## Exercise task
Lines containing "that" are to be counted. Give the number and nothing more.

## Provided records
★ ★ ★ ★

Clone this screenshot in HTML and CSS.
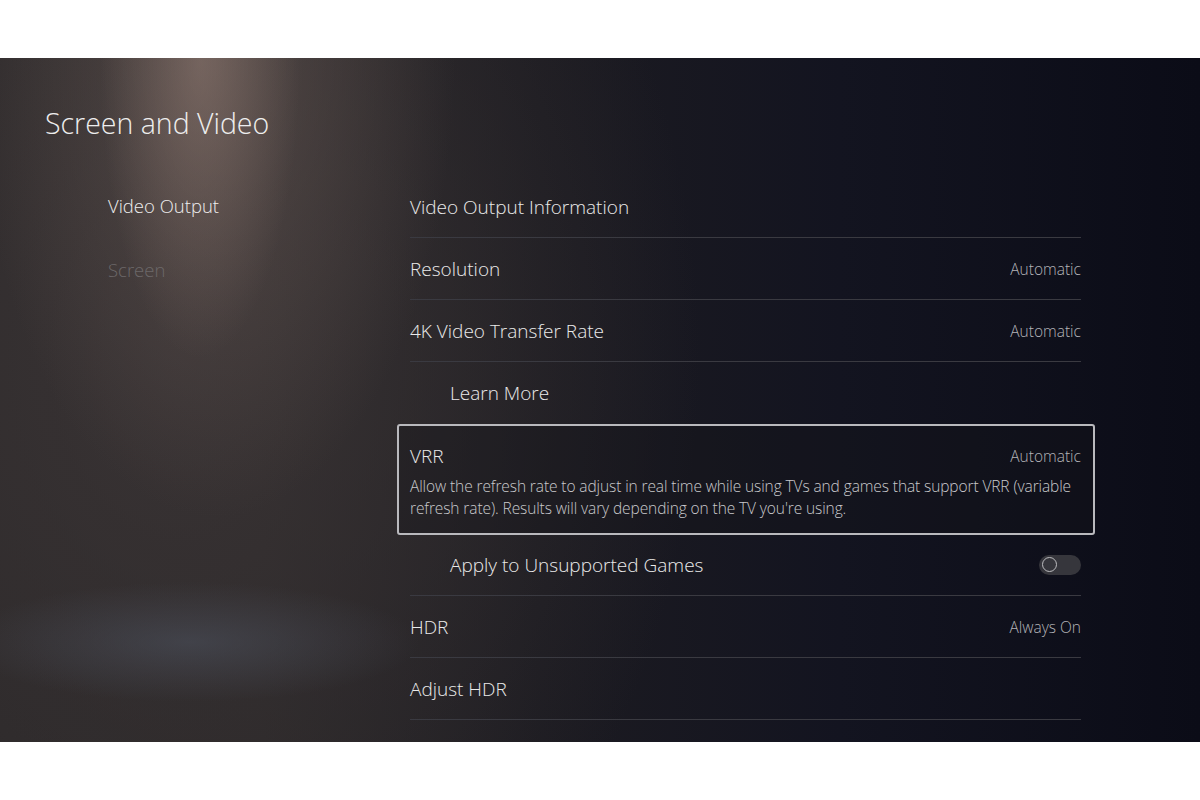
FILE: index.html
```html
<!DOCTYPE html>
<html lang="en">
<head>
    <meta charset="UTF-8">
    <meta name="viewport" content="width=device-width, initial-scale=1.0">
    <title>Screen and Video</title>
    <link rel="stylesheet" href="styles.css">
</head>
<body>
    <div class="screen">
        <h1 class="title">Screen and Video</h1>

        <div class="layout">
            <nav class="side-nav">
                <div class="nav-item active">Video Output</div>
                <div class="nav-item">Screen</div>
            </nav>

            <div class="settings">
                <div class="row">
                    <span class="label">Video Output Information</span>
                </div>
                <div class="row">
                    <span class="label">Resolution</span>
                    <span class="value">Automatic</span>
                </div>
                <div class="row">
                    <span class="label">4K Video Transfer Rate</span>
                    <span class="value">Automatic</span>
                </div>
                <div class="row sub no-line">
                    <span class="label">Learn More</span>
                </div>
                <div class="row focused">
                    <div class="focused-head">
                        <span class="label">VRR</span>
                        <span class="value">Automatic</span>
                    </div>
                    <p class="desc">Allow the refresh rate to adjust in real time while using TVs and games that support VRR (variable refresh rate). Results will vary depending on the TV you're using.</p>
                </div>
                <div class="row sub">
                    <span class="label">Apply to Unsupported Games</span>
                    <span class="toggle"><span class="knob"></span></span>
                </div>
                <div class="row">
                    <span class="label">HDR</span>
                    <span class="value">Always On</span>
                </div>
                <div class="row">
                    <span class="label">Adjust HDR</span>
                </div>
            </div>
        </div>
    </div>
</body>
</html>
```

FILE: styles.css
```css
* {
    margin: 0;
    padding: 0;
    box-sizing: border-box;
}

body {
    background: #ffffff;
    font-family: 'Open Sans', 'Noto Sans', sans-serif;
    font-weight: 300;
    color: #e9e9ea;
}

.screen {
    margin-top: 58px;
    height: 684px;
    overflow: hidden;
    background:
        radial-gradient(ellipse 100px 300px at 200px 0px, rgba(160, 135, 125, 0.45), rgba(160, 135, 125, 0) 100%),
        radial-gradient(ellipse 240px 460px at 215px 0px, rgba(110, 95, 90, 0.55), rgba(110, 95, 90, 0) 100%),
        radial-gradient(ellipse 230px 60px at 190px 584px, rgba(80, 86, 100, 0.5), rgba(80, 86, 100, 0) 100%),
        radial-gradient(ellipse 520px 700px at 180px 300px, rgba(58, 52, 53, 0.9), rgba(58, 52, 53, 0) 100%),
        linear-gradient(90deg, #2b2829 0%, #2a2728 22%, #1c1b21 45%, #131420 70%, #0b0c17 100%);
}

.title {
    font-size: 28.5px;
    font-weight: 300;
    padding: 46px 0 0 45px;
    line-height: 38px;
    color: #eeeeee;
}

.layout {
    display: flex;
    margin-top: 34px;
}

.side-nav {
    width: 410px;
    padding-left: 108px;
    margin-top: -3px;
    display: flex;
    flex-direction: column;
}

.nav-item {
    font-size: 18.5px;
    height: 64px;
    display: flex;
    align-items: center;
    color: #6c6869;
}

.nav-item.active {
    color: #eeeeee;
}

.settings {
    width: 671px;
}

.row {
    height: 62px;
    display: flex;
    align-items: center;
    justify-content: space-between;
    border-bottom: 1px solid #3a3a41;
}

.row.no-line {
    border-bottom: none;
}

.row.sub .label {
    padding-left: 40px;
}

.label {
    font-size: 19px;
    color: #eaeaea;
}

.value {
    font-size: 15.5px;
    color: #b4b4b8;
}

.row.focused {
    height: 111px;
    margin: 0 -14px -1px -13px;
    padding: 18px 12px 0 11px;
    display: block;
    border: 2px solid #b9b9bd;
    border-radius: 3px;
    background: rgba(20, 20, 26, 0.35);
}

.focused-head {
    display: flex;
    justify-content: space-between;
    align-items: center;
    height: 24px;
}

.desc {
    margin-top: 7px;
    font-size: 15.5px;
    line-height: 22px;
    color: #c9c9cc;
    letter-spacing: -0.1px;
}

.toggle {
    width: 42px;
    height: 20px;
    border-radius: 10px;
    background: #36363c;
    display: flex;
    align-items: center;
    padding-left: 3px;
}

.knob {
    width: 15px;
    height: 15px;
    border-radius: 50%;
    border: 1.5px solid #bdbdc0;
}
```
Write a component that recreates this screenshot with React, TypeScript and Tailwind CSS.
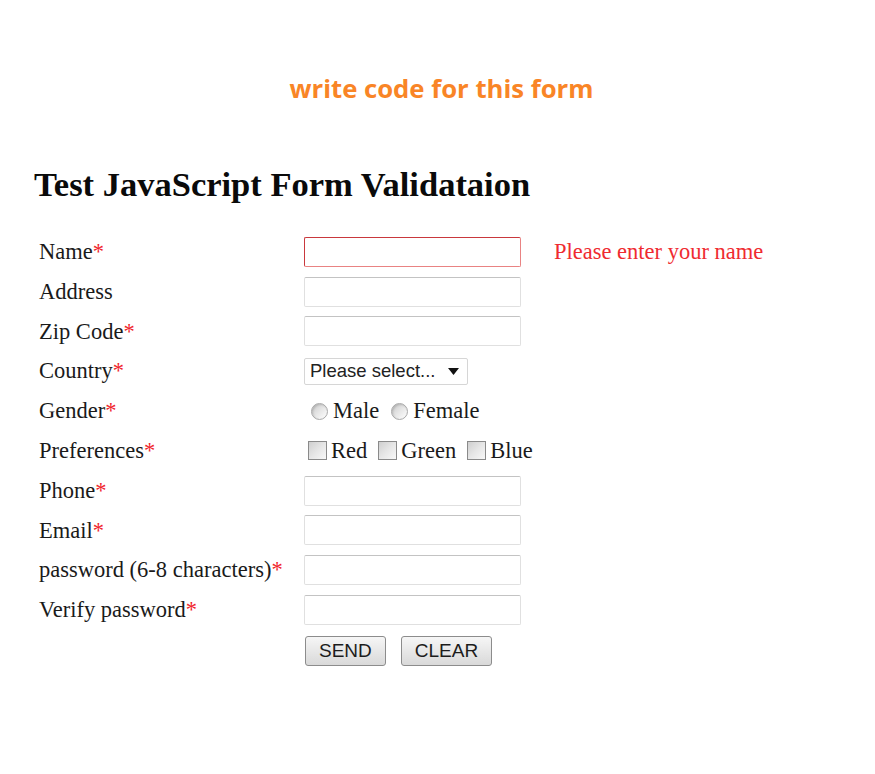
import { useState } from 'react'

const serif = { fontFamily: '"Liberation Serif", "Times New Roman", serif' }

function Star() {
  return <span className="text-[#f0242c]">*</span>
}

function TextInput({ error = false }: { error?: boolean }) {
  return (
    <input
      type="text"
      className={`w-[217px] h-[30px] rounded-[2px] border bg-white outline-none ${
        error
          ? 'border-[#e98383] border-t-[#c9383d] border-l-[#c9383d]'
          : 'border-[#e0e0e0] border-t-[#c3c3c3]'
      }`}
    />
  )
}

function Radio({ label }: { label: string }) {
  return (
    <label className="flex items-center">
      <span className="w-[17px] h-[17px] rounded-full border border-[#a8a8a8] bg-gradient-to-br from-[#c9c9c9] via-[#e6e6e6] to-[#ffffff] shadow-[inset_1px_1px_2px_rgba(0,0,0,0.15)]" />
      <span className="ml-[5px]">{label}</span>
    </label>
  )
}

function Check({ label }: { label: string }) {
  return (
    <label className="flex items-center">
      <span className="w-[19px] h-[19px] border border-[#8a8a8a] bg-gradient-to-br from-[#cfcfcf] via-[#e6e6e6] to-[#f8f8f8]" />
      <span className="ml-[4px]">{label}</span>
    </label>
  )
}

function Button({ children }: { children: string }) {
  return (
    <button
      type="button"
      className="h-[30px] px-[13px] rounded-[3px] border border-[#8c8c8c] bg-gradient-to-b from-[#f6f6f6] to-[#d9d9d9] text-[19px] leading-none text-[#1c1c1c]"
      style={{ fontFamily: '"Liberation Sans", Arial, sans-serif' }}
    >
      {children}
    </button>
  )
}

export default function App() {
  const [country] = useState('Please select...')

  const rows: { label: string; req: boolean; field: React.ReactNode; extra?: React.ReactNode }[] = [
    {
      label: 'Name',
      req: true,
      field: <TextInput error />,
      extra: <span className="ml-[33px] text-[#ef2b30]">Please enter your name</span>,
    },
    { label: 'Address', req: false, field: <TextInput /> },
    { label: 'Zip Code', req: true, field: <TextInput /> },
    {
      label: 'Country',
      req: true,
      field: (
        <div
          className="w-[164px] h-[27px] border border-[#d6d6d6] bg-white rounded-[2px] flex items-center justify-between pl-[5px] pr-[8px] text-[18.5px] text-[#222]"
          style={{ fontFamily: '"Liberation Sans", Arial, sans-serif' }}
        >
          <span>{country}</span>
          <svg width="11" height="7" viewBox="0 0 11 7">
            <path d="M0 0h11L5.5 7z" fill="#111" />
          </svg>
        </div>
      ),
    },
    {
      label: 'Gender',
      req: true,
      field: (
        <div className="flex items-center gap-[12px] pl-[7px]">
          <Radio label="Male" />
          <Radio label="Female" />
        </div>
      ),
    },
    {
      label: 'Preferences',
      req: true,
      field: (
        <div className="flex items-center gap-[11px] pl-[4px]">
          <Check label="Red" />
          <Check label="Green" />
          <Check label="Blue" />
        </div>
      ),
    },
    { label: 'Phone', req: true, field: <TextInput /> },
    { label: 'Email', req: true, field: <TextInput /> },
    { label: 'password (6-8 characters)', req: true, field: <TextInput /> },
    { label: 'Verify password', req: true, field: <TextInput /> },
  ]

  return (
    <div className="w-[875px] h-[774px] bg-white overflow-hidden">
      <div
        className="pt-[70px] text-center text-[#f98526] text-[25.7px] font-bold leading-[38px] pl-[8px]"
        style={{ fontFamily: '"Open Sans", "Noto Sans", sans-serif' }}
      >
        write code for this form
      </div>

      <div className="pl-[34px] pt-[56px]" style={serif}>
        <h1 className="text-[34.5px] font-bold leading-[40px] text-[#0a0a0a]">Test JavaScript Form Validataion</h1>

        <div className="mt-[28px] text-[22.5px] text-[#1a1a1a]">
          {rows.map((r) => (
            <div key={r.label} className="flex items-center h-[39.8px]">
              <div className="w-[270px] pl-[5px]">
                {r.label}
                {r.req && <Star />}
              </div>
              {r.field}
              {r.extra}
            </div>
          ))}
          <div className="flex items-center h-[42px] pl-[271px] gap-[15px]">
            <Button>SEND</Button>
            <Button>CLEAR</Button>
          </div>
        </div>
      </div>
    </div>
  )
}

★ ★ ★ ★

## Complete output
2